▶ _Work required_
Every line that holds "code" should be shown.

▶ _Extracted entries_

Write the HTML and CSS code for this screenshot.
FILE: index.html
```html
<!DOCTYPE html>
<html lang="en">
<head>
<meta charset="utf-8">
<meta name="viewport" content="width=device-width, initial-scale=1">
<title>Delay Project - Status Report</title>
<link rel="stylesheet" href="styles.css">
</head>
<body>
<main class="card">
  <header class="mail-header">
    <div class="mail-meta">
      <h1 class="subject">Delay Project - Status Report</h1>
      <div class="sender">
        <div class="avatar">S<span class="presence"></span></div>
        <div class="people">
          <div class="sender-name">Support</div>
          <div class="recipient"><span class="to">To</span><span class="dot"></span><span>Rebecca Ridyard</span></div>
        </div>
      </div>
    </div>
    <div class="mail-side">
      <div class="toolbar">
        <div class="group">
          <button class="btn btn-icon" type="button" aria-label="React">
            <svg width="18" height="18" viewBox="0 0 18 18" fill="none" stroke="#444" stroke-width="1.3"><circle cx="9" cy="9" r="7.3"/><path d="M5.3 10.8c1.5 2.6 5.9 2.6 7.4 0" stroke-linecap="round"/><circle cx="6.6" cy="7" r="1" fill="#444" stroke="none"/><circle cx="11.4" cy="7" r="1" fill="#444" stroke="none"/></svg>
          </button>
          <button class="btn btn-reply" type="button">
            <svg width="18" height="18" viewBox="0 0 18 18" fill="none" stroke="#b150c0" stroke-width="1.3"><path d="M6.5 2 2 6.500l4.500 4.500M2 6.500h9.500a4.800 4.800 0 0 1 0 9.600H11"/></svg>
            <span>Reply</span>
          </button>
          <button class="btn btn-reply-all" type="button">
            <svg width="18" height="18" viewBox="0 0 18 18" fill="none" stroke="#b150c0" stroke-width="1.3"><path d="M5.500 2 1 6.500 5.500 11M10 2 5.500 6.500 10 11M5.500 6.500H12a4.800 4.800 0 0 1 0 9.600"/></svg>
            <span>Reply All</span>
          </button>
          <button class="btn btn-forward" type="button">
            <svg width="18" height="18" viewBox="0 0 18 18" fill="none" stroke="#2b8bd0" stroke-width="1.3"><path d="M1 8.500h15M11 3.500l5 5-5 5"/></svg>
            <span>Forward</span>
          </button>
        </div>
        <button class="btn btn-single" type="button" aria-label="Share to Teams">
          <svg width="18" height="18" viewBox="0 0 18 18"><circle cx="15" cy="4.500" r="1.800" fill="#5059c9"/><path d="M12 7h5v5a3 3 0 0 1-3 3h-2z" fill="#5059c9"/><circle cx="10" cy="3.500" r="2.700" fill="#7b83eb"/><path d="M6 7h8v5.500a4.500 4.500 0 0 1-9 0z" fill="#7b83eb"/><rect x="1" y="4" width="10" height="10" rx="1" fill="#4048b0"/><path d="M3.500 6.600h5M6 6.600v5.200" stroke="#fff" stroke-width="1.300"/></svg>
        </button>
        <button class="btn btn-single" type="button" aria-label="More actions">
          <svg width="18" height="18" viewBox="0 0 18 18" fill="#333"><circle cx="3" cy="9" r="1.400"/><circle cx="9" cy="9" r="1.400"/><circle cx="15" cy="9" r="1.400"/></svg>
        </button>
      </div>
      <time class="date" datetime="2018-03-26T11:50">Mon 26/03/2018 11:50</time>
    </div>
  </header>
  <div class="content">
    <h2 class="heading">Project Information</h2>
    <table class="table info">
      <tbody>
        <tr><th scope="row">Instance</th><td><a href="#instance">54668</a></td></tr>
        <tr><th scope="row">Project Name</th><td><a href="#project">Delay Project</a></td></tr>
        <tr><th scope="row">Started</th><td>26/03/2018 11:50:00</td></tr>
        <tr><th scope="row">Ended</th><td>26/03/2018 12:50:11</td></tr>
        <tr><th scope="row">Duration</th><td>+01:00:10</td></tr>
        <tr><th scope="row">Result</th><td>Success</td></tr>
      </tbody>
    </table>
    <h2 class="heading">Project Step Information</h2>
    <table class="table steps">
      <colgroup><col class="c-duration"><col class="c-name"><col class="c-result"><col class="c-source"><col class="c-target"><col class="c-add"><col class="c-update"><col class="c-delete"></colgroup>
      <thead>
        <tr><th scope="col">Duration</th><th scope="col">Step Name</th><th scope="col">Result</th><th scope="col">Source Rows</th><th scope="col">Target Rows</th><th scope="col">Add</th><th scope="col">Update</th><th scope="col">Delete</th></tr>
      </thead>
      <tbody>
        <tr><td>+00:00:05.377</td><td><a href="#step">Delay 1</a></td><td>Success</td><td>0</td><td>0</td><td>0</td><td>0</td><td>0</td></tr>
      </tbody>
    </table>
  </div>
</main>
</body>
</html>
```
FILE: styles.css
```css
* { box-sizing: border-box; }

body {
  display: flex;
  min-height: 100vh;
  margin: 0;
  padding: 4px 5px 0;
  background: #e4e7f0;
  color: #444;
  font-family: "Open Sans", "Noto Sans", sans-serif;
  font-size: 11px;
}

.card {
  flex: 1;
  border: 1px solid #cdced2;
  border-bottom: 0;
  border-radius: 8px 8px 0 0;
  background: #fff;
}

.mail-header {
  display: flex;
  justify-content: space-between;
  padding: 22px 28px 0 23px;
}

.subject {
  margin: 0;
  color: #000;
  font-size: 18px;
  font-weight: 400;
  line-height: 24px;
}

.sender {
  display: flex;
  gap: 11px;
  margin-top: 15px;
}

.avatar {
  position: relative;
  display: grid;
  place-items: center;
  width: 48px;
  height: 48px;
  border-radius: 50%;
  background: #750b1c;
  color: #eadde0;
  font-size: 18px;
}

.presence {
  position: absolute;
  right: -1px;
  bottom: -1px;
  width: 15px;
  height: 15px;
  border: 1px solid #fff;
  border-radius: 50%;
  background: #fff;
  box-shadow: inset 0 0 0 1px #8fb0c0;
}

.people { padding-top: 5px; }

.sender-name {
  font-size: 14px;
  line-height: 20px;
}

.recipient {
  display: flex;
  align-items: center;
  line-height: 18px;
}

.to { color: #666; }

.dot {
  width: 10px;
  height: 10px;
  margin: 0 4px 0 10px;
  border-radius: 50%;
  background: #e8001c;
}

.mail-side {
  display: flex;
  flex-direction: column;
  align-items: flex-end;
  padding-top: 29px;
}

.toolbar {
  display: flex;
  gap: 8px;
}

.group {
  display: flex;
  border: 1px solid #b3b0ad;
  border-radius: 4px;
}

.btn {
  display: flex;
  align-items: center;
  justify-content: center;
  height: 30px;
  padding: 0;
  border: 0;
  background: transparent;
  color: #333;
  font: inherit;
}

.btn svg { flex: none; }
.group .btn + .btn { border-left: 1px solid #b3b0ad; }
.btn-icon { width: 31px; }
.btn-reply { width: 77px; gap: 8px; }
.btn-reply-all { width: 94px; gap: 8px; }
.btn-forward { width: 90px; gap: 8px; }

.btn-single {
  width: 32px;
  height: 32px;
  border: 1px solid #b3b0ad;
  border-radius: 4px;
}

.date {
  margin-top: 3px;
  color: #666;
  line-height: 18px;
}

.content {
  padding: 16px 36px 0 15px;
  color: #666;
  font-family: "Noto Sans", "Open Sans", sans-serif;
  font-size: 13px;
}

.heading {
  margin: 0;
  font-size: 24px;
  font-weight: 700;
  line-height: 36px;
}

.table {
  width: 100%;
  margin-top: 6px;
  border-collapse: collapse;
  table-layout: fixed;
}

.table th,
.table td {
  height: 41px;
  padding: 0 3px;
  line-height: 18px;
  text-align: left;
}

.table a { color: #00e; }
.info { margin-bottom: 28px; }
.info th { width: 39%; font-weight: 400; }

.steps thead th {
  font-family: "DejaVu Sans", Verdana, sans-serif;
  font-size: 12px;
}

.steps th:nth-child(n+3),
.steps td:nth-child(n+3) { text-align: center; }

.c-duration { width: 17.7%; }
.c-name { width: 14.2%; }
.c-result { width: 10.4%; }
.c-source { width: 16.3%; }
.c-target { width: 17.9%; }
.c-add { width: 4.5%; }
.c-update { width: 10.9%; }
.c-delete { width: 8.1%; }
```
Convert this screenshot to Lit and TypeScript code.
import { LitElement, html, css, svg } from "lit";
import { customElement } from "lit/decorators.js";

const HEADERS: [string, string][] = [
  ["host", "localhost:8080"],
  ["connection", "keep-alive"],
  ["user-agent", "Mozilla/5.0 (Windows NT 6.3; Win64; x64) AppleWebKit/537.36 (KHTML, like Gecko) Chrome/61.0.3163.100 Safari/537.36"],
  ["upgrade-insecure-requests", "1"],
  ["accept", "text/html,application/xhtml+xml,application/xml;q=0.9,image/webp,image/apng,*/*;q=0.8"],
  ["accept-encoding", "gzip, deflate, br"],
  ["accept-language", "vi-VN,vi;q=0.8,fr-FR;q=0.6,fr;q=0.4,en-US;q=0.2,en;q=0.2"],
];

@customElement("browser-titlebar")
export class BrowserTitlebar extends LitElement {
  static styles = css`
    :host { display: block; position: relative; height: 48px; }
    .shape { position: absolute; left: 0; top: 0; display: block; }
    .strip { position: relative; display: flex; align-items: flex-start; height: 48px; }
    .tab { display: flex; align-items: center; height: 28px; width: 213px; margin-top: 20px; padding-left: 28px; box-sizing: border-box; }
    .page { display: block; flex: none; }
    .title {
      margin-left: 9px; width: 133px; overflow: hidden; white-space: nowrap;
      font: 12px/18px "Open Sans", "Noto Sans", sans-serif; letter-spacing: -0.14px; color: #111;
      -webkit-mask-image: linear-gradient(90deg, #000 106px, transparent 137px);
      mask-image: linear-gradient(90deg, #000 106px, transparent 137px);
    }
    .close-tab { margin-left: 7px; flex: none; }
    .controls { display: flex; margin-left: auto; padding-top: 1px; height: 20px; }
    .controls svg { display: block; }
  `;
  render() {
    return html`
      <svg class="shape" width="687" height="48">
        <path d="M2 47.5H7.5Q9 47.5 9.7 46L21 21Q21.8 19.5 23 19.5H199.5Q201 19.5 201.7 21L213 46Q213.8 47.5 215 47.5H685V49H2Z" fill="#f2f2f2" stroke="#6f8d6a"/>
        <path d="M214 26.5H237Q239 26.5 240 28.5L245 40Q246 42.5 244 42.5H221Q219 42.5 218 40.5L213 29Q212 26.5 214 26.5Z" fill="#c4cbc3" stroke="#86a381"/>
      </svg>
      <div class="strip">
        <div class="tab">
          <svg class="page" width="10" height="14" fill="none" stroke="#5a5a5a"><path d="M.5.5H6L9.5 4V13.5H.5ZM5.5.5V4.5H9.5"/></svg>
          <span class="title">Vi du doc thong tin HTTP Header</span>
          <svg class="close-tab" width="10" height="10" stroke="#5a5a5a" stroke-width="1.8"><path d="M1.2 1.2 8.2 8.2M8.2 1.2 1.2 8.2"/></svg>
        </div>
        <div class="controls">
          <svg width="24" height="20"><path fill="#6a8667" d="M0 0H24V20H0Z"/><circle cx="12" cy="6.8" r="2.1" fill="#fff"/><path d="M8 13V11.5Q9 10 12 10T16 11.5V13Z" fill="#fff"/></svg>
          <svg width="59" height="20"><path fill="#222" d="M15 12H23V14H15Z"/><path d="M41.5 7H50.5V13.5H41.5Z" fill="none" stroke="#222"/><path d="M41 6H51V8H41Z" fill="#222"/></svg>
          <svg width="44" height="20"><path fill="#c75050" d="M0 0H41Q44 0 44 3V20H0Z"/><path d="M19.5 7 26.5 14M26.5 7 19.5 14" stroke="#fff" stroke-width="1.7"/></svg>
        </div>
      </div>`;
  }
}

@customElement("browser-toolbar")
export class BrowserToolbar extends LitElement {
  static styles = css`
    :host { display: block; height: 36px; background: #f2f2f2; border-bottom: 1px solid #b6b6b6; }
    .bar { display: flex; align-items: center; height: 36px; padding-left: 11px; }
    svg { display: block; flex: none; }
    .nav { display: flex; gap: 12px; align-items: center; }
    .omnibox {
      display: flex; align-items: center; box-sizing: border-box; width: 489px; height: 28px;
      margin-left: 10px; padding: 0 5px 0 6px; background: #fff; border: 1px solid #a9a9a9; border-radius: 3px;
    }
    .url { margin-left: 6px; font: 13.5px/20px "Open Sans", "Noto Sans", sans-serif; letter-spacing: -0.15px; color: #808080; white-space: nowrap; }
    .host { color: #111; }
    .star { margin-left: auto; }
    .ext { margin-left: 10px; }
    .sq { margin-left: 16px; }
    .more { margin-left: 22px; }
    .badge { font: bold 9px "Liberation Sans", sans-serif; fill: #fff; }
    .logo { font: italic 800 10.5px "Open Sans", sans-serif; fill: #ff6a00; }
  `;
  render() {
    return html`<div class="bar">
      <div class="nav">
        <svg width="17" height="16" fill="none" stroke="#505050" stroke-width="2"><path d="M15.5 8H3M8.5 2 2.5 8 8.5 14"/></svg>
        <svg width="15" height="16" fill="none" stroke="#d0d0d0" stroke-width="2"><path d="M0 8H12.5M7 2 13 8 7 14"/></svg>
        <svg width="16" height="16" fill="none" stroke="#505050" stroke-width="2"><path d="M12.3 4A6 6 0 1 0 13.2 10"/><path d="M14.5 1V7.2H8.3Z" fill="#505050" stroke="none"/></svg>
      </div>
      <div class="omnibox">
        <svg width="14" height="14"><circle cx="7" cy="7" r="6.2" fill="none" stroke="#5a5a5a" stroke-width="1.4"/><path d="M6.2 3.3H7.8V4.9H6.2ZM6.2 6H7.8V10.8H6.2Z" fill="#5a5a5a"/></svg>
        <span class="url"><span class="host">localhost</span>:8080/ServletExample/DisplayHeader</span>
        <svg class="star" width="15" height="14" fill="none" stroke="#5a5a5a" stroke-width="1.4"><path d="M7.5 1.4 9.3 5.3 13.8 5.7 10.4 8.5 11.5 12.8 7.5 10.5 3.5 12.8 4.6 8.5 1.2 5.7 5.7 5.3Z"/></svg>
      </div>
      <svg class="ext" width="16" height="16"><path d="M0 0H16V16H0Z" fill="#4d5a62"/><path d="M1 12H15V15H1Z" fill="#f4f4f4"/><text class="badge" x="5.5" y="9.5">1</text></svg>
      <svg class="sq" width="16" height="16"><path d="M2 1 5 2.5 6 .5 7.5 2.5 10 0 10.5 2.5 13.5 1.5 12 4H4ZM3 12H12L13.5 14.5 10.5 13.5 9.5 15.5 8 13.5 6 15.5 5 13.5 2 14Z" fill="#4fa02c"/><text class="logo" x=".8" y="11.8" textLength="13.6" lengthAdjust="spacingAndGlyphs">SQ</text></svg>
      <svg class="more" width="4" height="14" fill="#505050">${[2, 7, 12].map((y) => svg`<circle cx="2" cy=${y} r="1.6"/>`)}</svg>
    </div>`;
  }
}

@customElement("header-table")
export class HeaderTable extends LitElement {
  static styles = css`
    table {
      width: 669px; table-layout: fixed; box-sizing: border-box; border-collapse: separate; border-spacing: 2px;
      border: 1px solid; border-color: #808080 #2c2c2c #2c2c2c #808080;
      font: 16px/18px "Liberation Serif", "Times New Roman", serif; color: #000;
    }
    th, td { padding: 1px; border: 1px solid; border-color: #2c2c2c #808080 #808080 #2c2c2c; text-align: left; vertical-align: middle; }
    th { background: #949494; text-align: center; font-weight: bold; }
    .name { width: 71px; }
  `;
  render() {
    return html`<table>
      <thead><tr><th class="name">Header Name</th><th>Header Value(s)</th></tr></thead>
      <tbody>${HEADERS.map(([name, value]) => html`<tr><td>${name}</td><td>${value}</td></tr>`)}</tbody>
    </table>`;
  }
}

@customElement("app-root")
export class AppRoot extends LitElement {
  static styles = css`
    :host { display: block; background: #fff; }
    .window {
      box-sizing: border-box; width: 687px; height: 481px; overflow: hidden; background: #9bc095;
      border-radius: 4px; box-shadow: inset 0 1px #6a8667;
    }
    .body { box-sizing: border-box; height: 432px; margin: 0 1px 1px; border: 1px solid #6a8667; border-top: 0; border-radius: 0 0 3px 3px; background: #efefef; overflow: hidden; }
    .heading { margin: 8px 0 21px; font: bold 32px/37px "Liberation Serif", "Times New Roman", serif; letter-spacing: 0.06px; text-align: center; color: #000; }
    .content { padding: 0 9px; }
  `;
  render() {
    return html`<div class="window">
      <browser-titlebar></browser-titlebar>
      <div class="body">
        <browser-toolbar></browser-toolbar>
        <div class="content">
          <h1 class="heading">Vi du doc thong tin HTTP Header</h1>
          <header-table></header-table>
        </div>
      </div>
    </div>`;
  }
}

▶ _Exercise answer_
Write the HTML and CSS code for this screenshot.
Convert this screenshot to Lit and TypeScript code.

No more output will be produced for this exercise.